Heute erhielten wir eine sehr unangenehme Mitteilung durch die Zeitung. Ab der nächsten Lebensmittelkarten-Periode werden die Mengen der wichtigsten Lebensmittel stark ve r r i n g e r t. Fleisch um 10 dkg die Woche von 40 auf 30 dkg, Brot um ein ¼ kg in der Woche weniger, Semmel und Weißgebäck wird ganz einschneidend eingeschränkt, Fett (Butter) um ein ¼ kg im Monat weniger, ebenso Zucker und Marmelade. Ich und überhaupt alle Frauen, mit denen ich heute darüber gesprochen habe, sind darüber sehr unglücklich, denn das bedeutet schon wirklich fast  H u n g e r. Es war schon bisher schwer, satt zu werden, es gibt schon fast nichts anderes mehr als immer wieder Erdäpfel und Erdäpfelknödel, nur hie und da einmal Gemüse (Rüben, Sauerkraut, zweimal gab es Karfiol).

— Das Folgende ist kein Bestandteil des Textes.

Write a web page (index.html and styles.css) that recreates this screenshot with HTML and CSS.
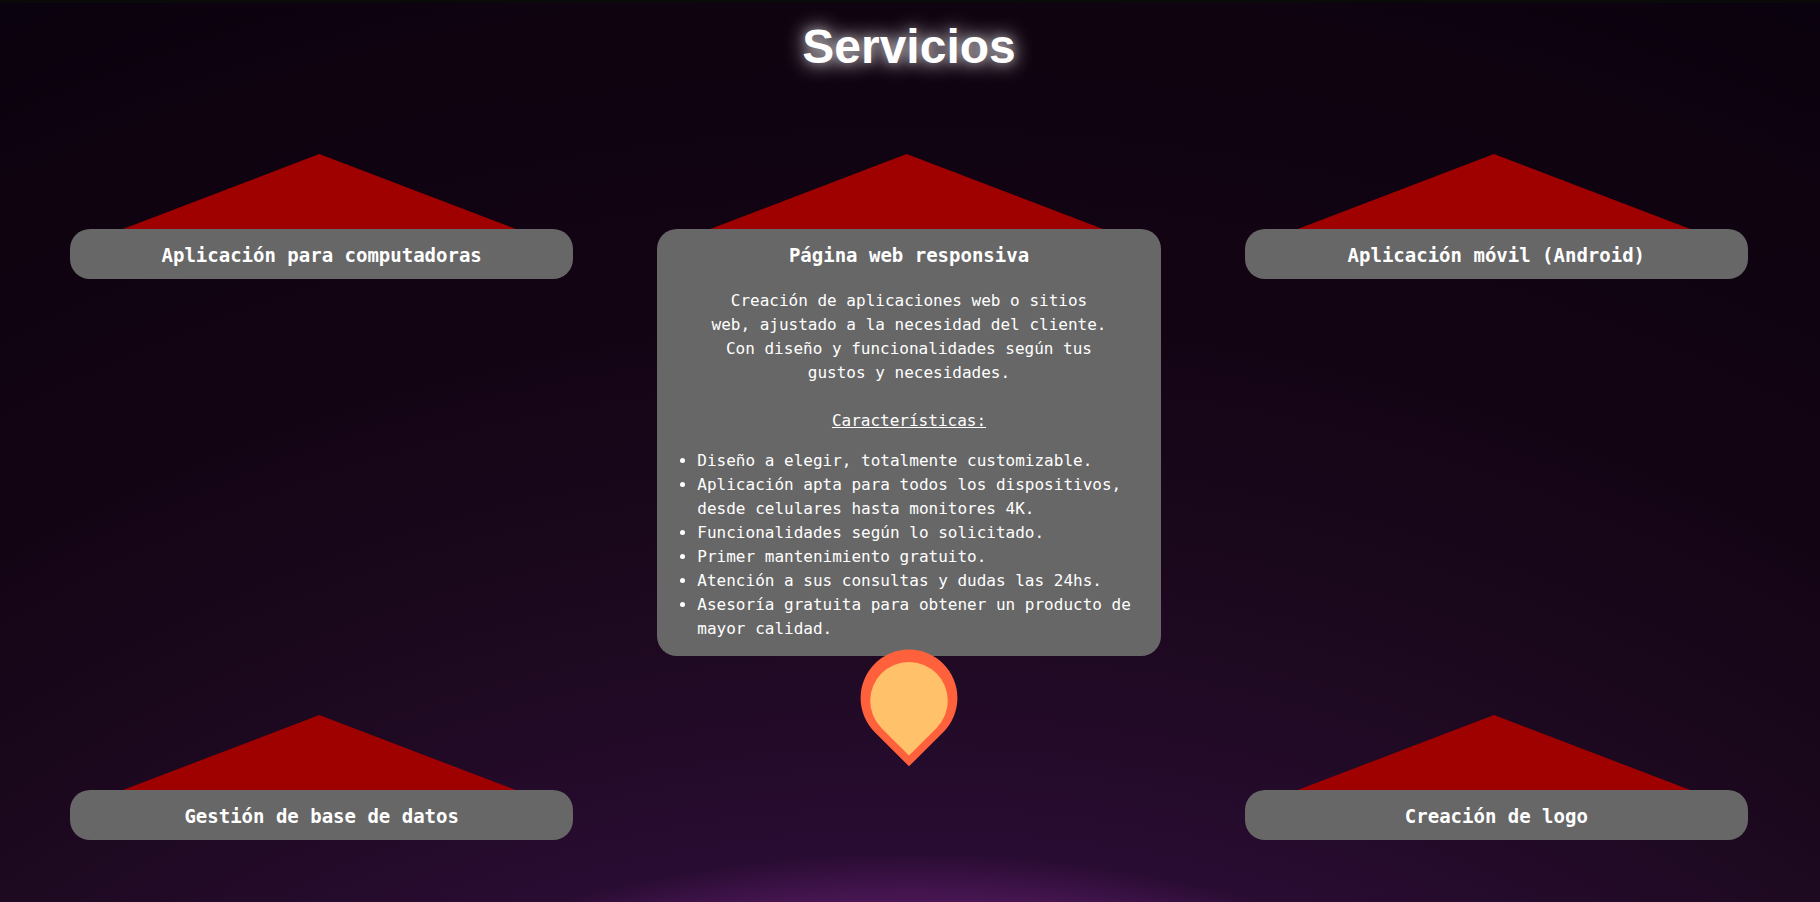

Früher konnte man wenigstens noch oft Blutwürste bekommen, aber auch diese sind jetzt äußerst knapp und die Leute raufen und streiten sich darum. Seit Weihnachten gab es noch kein einziges Ei, Obst in verschwindenden Mengen, Milch war oft so knapp, daß wir oft nur ein achtel Liter täglich bekamen, womit soll man sich sattessen? Und das wird jetzt alles noch knapper werden.